海保機と衝突した翌日、焼け焦げた姿を表した日本航空のエアバスA350機(1月3日、羽田空港) REUTERS/Issei Kato

<1月2日に羽田空港で起きた航空機衝突事故で、日航機の乗員乗客が全員脱出するという奇跡が起きた。奇跡を可能にしたのは、39年前のジャンボ機墜落の悲劇を心に刻み続けた日本航空の非凡な取り組みだ>

2024年1月2日、日本航空(JAL)516便は羽田空港に着陸中、滑走路で海上保安庁の航空機と衝突し、両機は即座に炎上した。事故調査は現在も進行中だが、エアバスA350型機の乗客367名と乗員12名全員が無事に避難できたことは、時間的余裕がなく、多くの出口が使用できなかったことを考えれば、奇跡だと多くの人が考えている。

【動画】羽田空港衝突事故の緊迫映像から「日航の奇跡」を振り返る

結局のところ、着陸時のスピードで衝突すれば、どんな航空機もその衝撃に耐えることは難しい。今回の日航機とは対照的に、2019年に起きたアエロフロート・ロシア航空の事故では、着陸時に飛行機が炎上し、乗客73人のうち41人が死亡した。1980年には、サウジアラビアの航空機でパイロットが避難誘導に手間取ったため、301人が煙を吸い込んで命を失った。

 

日航機のケースは大いなる偉業だったが、これを単なる奇跡で片付けるとしたら、日本航空が長年にわたって優先的に築き上げてきた安全文化と、パイロットおよび客室乗務員の迅速かつ果断な行動を著しく過小評価している。

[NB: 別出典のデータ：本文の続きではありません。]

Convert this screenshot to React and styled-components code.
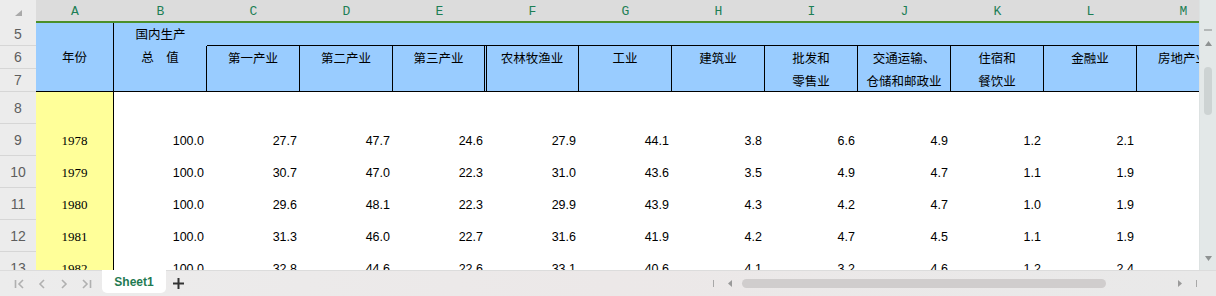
import React from "react";
import styled, { createGlobalStyle, css } from "styled-components";

const GlobalStyle = createGlobalStyle`
  html, body { margin: 0; padding: 0; background: #fff; }
  body {
    width: 1216px;
    height: 296px;
    overflow: hidden;
    font-family: "Liberation Sans", Arial, sans-serif;
  }
`;

const COLS = ["A", "B", "C", "D", "E", "F", "G", "H", "I", "J", "K", "L", "M"];

const HEADS = [
  ["第一产业"],
  ["第二产业"],
  ["第三产业"],
  ["农林牧渔业"],
  ["工业"],
  ["建筑业"],
  ["批发和", "零售业"],
  ["交通运输、", "仓储和邮政业"],
  ["住宿和", "餐饮业"],
  ["金融业"],
  ["房地产业"],
];

const ROWS = [
  { n: 8, year: "", values: [] },
  { n: 9, year: "1978", values: ["100.0", "27.7", "47.7", "24.6", "27.9", "44.1", "3.8", "6.6", "4.9", "1.2", "2.1"] },
  { n: 10, year: "1979", values: ["100.0", "30.7", "47.0", "22.3", "31.0", "43.6", "3.5", "4.9", "4.7", "1.1", "1.9"] },
  { n: 11, year: "1980", values: ["100.0", "29.6", "48.1", "22.3", "29.9", "43.9", "4.3", "4.2", "4.7", "1.0", "1.9"] },
  { n: 12, year: "1981", values: ["100.0", "31.3", "46.0", "22.7", "31.6", "41.9", "4.2", "4.7", "4.5", "1.1", "1.9"] },
  { n: 13, year: "1982", values: ["100.0", "32.8", "44.6", "22.6", "33.1", "40.6", "4.1", "3.2", "4.6", "1.2", "2.4"] },
];

const CJK = `"Noto Sans CJK SC", "Noto Sans", sans-serif`;

const Frame = styled.div`
  width: 1216px;
  height: 296px;
  display: flex;
  flex-direction: column;
  overflow: hidden;
`;

const Main = styled.div`
  display: flex;
  height: 270px;
`;

const Sheet = styled.div`
  flex: 1;
  min-width: 0;
  height: 270px;
  overflow: hidden;
  display: grid;
  grid-template-columns: 36px 78px repeat(12, 93px);
  grid-template-rows: 23px 23px 23px 23px repeat(6, 32px);
  align-content: start;
`;

const Corner = styled.div`
  background: #ececec;
  display: flex;
  align-items: flex-start;
  justify-content: center;
  padding-top: 10px;
  box-sizing: border-box;
`;

const ColHead = styled.div`
  background: #dcdcdc;
  border-bottom: 2px solid #4b8f2a;
  box-sizing: border-box;
  color: #1d7f55;
  font-family: "Liberation Mono", monospace;
  font-size: 13px;
  text-align: center;
  line-height: 20px;
  padding-top: 2px;
`;

const RowHead = styled.div`
  background: #ececec;
  border-bottom: 1px solid #d6d6d6;
  box-sizing: border-box;
  color: #5e5e5e;
  font-family: "Liberation Sans", Arial, sans-serif;
  font-size: 14px;
  display: flex;
  align-items: center;
  justify-content: center;
`;

const blackLines = css`
  ${(p) => p.$right && "border-right: 1px solid #000;"}
  ${(p) => p.$bottom && "border-bottom: 1px solid #000;"}
`;

const HeadCell = styled.div`
  background: #99ccff;
  box-sizing: border-box;
  font-family: ${CJK};
  font-size: 12.5px;
  color: #000;
  text-align: center;
  line-height: 22px;
  white-space: nowrap;
  overflow: hidden;
  ${(p) => p.$rowSpan && `grid-row: span ${p.$rowSpan};`}
  ${(p) => p.$colSpan && `grid-column: span ${p.$colSpan};`}
  ${(p) =>
    p.$middle &&
    css`
      display: flex;
      align-items: center;
      justify-content: center;
    `}
  ${blackLines}
`;

const HeadBox = styled.div`
  grid-row: span 2;
  background: #99ccff;
  box-sizing: border-box;
  border-right: 1px solid #000;
  border-bottom: 1px solid #000;
  font-family: ${CJK};
  font-size: 12.5px;
  color: #000;
  text-align: center;
  line-height: 23px;
  white-space: nowrap;
  ${(p) =>
    p.$double &&
    css`
      border-right: 3px double #000;
      margin-right: -1px;
      position: relative;
      z-index: 1;
    `}
`;

const YearCell = styled.div`
  background: #ffff99;
  border-right: 1px solid #000;
  box-sizing: border-box;
  font-family: "Liberation Serif", "Times New Roman", serif;
  font-size: 13px;
  color: #000;
  display: flex;
  align-items: center;
  justify-content: center;
  padding-top: 2px;
`;

const NumCell = styled.div`
  background: #fff;
  box-sizing: border-box;
  font-family: "Liberation Sans", Arial, sans-serif;
  font-size: 12.5px;
  color: #000;
  display: flex;
  align-items: center;
  justify-content: flex-end;
  padding-right: 3px;
  padding-top: 1px;
  white-space: nowrap;
`;

const VScroll = styled.div`
  width: 17px;
  height: 270px;
  background: #e3e8e8;
  border-left: 1px solid #dde2e2;
  box-sizing: border-box;
  display: flex;
  flex-direction: column;
  align-items: center;
  padding: 29px 0 9px;
`;

const Dash = styled.div`
  width: 8px;
  height: 2px;
  background: #b4b8b8;
`;

const VThumb = styled.div`
  width: 8px;
  height: 48px;
  border-radius: 4px;
  background: #cdd3d3;
  margin-top: 21px;
`;

const Arrow = styled.svg`
  display: block;
  flex: none;
  ${(p) => p.$push && "margin-top: auto;"}
  ${(p) => p.$gap && `margin-top: ${p.$gap}px;`}
  ${(p) => p.$left && `margin-left: ${p.$left}px;`}
  ${(p) => p.$auto && "margin-left: auto;"}
`;

const Bar = styled.div`
  height: 26px;
  background: linear-gradient(90deg, #ececec 0%, #ece8e8 50%, #e9e9e9 100%);
  border-top: 1px solid #dcdcdc;
  box-sizing: border-box;
  display: flex;
  align-items: center;
  padding-left: 9px;
`;

const NavBtn = styled.div`
  width: 22px;
  height: 14px;
  display: flex;
  align-items: center;
  justify-content: center;
`;

const Tab = styled.div`
  align-self: flex-start;
  margin-left: 5px;
  width: 64px;
  height: 23px;
  margin-top: -1px;
  background: #fff;
  border-radius: 0 0 5px 5px;
  display: flex;
  align-items: center;
  justify-content: center;
  font-family: "Liberation Sans", Arial, sans-serif;
  font-weight: bold;
  font-size: 12px;
  color: #1f7a52;
`;

const AddBtn = styled.div`
  margin-left: 6px;
  width: 12px;
  height: 12px;
  display: flex;
  align-items: center;
  justify-content: center;
`;

const HScroll = styled.div`
  margin-left: auto;
  width: 510px;
  height: 100%;
  box-sizing: border-box;
  display: flex;
  align-items: center;
  padding: 0 19px 0 7px;
`;

const Tick = styled.div`
  width: 1px;
  height: 7px;
  background: #a8a8a8;
  flex: none;
  ${(p) => p.$left && `margin-left: ${p.$left}px;`}
`;

const HThumb = styled.div`
  margin-left: 10px;
  width: 364px;
  height: 9px;
  border-radius: 5px;
  background: #d0cdcd;
  flex: none;
`;

const NavIcon = ({ kind }) => {
  const c = "#b0b0b0";
  return (
    <svg width="12" height="10" viewBox="0 0 12 10">
      {kind === "first" && (
        <>
          <line x1="1.5" y1="1" x2="1.5" y2="9" stroke={c} strokeWidth="1.6" />
          <polyline points="9,1 5,5 9,9" fill="none" stroke={c} strokeWidth="1.6" />
        </>
      )}
      {kind === "prev" && <polyline points="8,1 4,5 8,9" fill="none" stroke={c} strokeWidth="1.6" />}
      {kind === "next" && <polyline points="4,1 8,5 4,9" fill="none" stroke={c} strokeWidth="1.6" />}
      {kind === "last" && (
        <>
          <polyline points="3,1 7,5 3,9" fill="none" stroke={c} strokeWidth="1.6" />
          <line x1="10.5" y1="1" x2="10.5" y2="9" stroke={c} strokeWidth="1.6" />
        </>
      )}
    </svg>
  );
};

export default function App() {
  return (
    <>
      <GlobalStyle />
      <Frame>
        <Main>
          <Sheet>
            <Corner>
              <svg width="7" height="6" viewBox="0 0 7 6">
                <polygon points="7,0 7,6 0,6" fill="#a9a9a9" />
              </svg>
            </Corner>
            {COLS.map((c) => (
              <ColHead key={c}>{c}</ColHead>
            ))}

            <RowHead>5</RowHead>
            <HeadCell $rowSpan={3} $middle $right $bottom>
              年份
            </HeadCell>
            <HeadCell>国内生产</HeadCell>
            <HeadCell $colSpan={11} $bottom />

            <RowHead>6</RowHead>
            <HeadCell $right>总　值</HeadCell>
            {HEADS.map((lines, i) => (
              <HeadBox key={i} $double={i === 2}>
                {lines.map((l) => (
                  <div key={l}>{l}</div>
                ))}
              </HeadBox>
            ))}

            <RowHead>7</RowHead>
            <HeadCell $right $bottom />

            {ROWS.map((r) => (
              <React.Fragment key={r.n}>
                <RowHead>{r.n}</RowHead>
                <YearCell>{r.year}</YearCell>
                {Array.from({ length: 12 }).map((_, i) => (
                  <NumCell key={i}>{r.values[i] || ""}</NumCell>
                ))}
              </React.Fragment>
            ))}
          </Sheet>
          <VScroll>
            <Dash />
            <Arrow width="7" height="5" viewBox="0 0 7 5" $gap={10}>
              <polygon points="3.5,0 7,5 0,5" fill="#8e9292" />
            </Arrow>
            <VThumb />
            <Arrow width="7" height="5" viewBox="0 0 7 5" $push>
              <polygon points="0,0 7,0 3.5,5" fill="#8e9292" />
            </Arrow>
          </VScroll>
        </Main>
        <Bar>
          <NavBtn>
            <NavIcon kind="first" />
          </NavBtn>
          <NavBtn>
            <NavIcon kind="prev" />
          </NavBtn>
          <NavBtn>
            <NavIcon kind="next" />
          </NavBtn>
          <NavBtn>
            <NavIcon kind="last" />
          </NavBtn>
          <Tab>Sheet1</Tab>
          <AddBtn>
            <svg width="11" height="11" viewBox="0 0 11 11">
              <line x1="5.5" y1="0" x2="5.5" y2="11" stroke="#333" strokeWidth="2" />
              <line x1="0" y1="5.5" x2="11" y2="5.5" stroke="#333" strokeWidth="2" />
            </svg>
          </AddBtn>
          <HScroll>
            <Tick />
            <Arrow width="4" height="7" viewBox="0 0 4 7" $left={14}>
              <polygon points="4,0 4,7 0,3.5" fill="#9a9a9a" />
            </Arrow>
            <HThumb />
            <Arrow width="4" height="7" viewBox="0 0 4 7" $auto>
              <polygon points="0,0 4,3.5 0,7" fill="#9a9a9a" />
            </Arrow>
            <Tick $left={14} />
          </HScroll>
        </Bar>
      </Frame>
    </>
  );
}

今回の奇跡は、過去の失敗を認め、従業員に永続的で強い責任感と義務感を植え付けた日本航空の取り組みの成果だった。そして、それは将来の大事故の発生を防ぐための安全文化への投資と組織としての深い学びに投資した効果を、リスクの高い多くの業界に対して示す機会となった。

日本航空が守った深い学び

残念なことに、鉱業、石油・ガス、化学、製造、水道、電気といった分野の多くの産業は、深刻な、時には壊滅的な事故を免れることはできない。だがほとんどの場合、事故から学んだことを記憶することに意図的に重点が置かれているわけではない。さらに、組織が事故を軽視し、深い感情を伴う学びの可能性を制限しているケースもある。

1985年、日本航空の航空機は群馬県の高天原山に属する尾根に墜落した。飛行開始12分後に深刻な構造上の故障と油圧の喪失が発生し、乗員乗客524人のうち520人の命が奪われた。この墜落事故は、航空史上最悪の単独航空機事故となった。

調査の結果、日本航空に責任はなく、ボーイング社の技術者による修理の欠陥が原因であることが判明したが、日本航空は2度とこのような悲劇を起こさないことを誓った。組織として強い当事者意識と責任感を抱き、集団で学ぶ機会とした。

事故の記憶がないまま入社する社員が多くなってきたことから、日本航空は、「安全運航の重要性を再確認し、この事故から学んだ教訓を胸に刻むため」に、2006年に安全啓発センターを開設した。展示室には、墜落機のコックピットのボイスレコーダー、乗客の所持品、破損し、焼け焦げた座席などの残骸、墜落直前に乗客が描いた大切な人へのメモなどが展示されている。